Marx thought that revolutions would happen first in countries with the most advanced capitalist development like England. But they happened in feudal backwaters like Russia and China.
Towards the end, the author characterizes World War I as an “accident of history”. But there are no accidents in history, for believers. Monstrous sociopolitical systems like Marxism (and its derivatives, e.g. Leninism, Stalinism, Maoism, Nazism) devised by the god of this world are destined to rise and try humanity until the Second Coming.
Marxism is purely inane and illogical. It reminds me a lot of Obamacare.....Package it up in a few thousand pages of legalese and gobbldygook, make it sound like your helping the poor, put an intellectual twist on it.....but in the final analysis, it is a pile of crap which only succeeds in making matters much worse.
Marxism = Kill the rich.
Yawn. Another dead white male in the dust bin of history.
Typical.
It's true. He never worked a day in his life, either.
The iron law of liberal intellectuals: they're all low-lifes.
He had one thing. Great slogans. The devil must have helped him with that.
From each according to his abilities, to each according to his needs.
Workers of the world unite; you have nothing to lose but your chains.
History repeats itself, first as tragedy, second as farce.
Religion is the opium of the masses.
Beg to differ.
Marxism = Kill the middle class
That too.
He was also a satanist.
"Why do I fiddle? Or the wild waves roar?
That they might pound the rocky shore,
That eye be blinded, that bosom swell,
That Souls cry carry down to Hell.
Fiddler, with scorn you rend your heart.
A radiant God lent you your art,
To dazzle with waves of melody,
To soar to the star-dance in the sky.
How so! I plunge, plunge without fail
My blood-black sabre into your soul.
That art God neither wants nor wists,
It leaps to the brain from Hells black mists.
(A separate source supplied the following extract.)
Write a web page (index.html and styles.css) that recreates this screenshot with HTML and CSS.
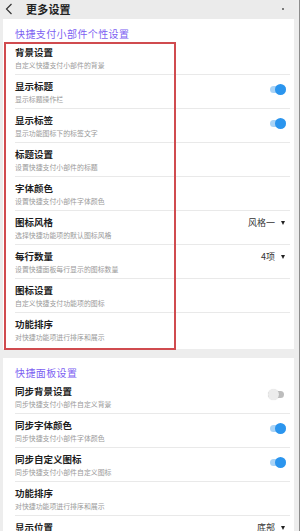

Till hearts bewitched, till senses reel:
With Satan I have struck my deal.
He chalks the signs, beats time for me,
I play the death march fast and free."
from The Fiddler by Karl Marx, 1837
“Certainly Marx understood crucial features of capitalism...”
As a businessman who has actually read Capital, I disagree completely. Marx had some genuine insights, but he only understood a caricature of capitalism.
Thank you for this...bfl.
“Marx the anti-Communist is an unfamiliar figure”
Nonsense. Anyone who has studied the scientific history of Marxian theory knows that society must transition to communism via socialism with the dictatorship of the proletariat. Of course Marx criticized the Paris Commune and other naive communist advocacy. One of his most famous works, Critique of the Gotha Program, is quite clear about that.
John Gray knows this very well. I don’t know why he would write such nonsense.
That’s an overt confirmation of Marx’s inspiration, then. It’s plain by its fruits, of course, but for Marx to admit it in this fashion speaks volumes.
Marx the anticommunist is an unfamiliar figure due to not existing. The Father of Communism will never deny his progeny.
The Big Lie of communism is that everything stops at totalitarian socialism. Once a state becomes all-powerful, it takes every step to forestall any “withering away” and looks to grow itselfif not economically then certainly geopolitically.
Correction: The Big Lie of communism is the transition from totalitarian socialism to the undefined state of communism (via a “withering away” of the state); everything stops at totalitarian socialism, etc.
I think it goes without saying that Marx’s scientific history is an enormous fraud that ends in a totalitarian state and can never evolve to utopian communism.
The fact is that socialism itself can’t work either. Without markets, there no prices; and without prices, there is no reasonable means by which to make economic calculation.